We'll look at each componment in a little more detail.

Monitor
=======

The monitor executes the feeder reader using its own internal scheduler.
This is used when running locally.

..  plantuml::

    @startuml

    start

    :read config
    build schedule;

    repeat :at scheduled time;

        partition Feeder_Reader {
            :cleaner;
            :reader;
            :filter;
            :writer;
        }

    repeatwhile (forever)

    @enduml

To change the schedule, use **control-c** to crash the application.
It consumes very few resources, and can be left running in a terminal window.
It can be started or stopped as needed.

Handler
=======

The handler is used to execute the feeder reader when it's deployed as as AWS lambda.
The AWS lambda is triggered by a lambda scheduler to periodically perform the various
tasks.

This is used when running locally.

..  plantuml::

    @startuml

    start

    repeat :at scheduled time;

        partition Feeder_Reader {
            :cleaner;
            :reader;
            :filter;
            :writer;
        }

    repeatwhile (forever)

    @enduml

To change the schedule, an AWS console is used.
A Cloud Formation Template (CLT) can define the resources and the schedule.

Reader
======

The reader consumes data from USCourts RSS feeds and captures it locally.


..  plantuml::

    @startuml

    component reader
    component storage

    cloud AOUSC {
        file RSS
        file r2 as "RSS"
    }

    database data {
        folder YYYYMMDD {
            folder HH {
                file items.json
            }
        }
    }

    AOUSC <--- reader : "query"
    reader --> storage
    storage --> items.json : "capture"

    @enduml

The ``storage`` module will either use an AWS S3 bucket or it will
use local file storage.

Here's a more detailed view of the processing.

..  plantuml::

    @startuml

    start

    partition cleaner {
    :read config;

    :clean old files;
    }

    partition reader {

    :read config;

    repeat :for each feed;

        :consume the XML source;

        repeat :for each item;

            :build USCourtItemDetail object;

            if (unique) then (unique)
                :Append to history file;
            endif

        repeat while (more items)

    repeat while (more feeds)
    }

    stop

    @enduml

The resulting files have the following structure:

..  plantuml::

    @startuml

    folder data {
        folder YYYYMMDD {
            folder HH {
                file items.json
            }
            folder hh2 as "HH" {
                file i2 as "items.json"
            }
            folder hh3 as "HH" {
                file i3 as "items.json"
            }
        }

        folder yyyymmdd2 as "YYYYMMDD"
        folder yyyymmdd3 as "YYYYMMDD"

        file filter.json
    }

    @enduml

The files are decomposed by day to make it easy to clean up old files.
Within a day, they're decomposed by hour to make the files small and fast to process.
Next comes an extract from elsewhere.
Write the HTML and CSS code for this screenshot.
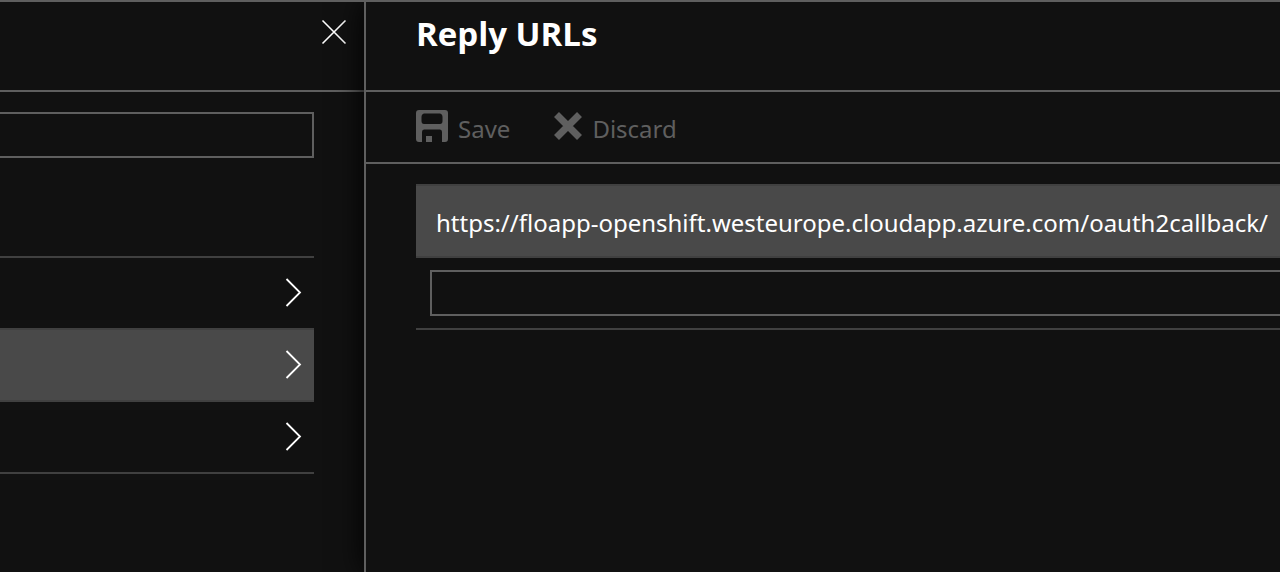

Within a JSON file (either an ``items.json`` or ``filter.json``) the structure saved
is a sequence of ``USCourtItemDetail`` instances. See `Model`_ for more on this data structure.

Filter
======

The filter examines the captured JSON files, examining all of the  ``USCourtItemDetail``
instances. The that match the docket information are written to a
separate file, ``filter.json``.

..  plantuml::

    @startuml

    component filter
    component storage

    database data {
        folder YYYYMMDD {
            folder HH {
                file items.json
            }
        }
        file filter.json
    }

    filter <-- storage
    storage <-- items.json : "read"
    filter --> storage
    storage --> filter.json : "write"

    @enduml

Any changes to the filter file are important.
A notification strategy is provided in the :py:mod:`notification` module.

Within these JSON files (either ``history.json`` or ``filter.json``) the structure saved
is a sequence of ``USCourtItemDetail`` instances. See `Model`_ for more on this data structure.

Writer
======

The writer builds a web site from the captured files.


..  plantuml::

    @startuml

    component writer
    component storage

    database data {
        folder YYYYMMDD {
            folder HH {
                file items.json
            }
        }
    }

    database output {
        folder court {
            file ci as "index.html"
        }
        folder docket {
            file di as "index.html"
        }
        folder date {
            file dti as "index.html"
        }
        folder filter {
            file fi as "index.html"
        }
        file index.html
    }

    items.json ---> storage  : "read"
    storage --> writer
    writer --> storage
    storage --> output : "write"

    @enduml

The source JSON files (either ``history.json`` or ``filter.json``) the structure saved
is a sequence of ``USCourtItemDetail`` instances. See `Model`_ for more on this data structure.

The output files are created with Jinja templates. See `Jinja Templates`_ for more information.

Notification
============

Choices involve

    -   SMTP on a local computer.

    -   SES when deployed in an AWS lambda.

    -   A fancy Text User Interface (TUI) application to show status and notifications.

Other choices include a simple log file or using AWS SNS for notifications.

..  plantuml::

    @startuml

    component notification
    component common

    notification --> common  : "get configuration"

    cloud {
        component SES
    }

    () smtp

    notification --> SES : "Lambda"
    notification --> smtp : "Local"
    SES --> smtp

    @enduml

The decision of which notification to use is a feature of the ``common`` module.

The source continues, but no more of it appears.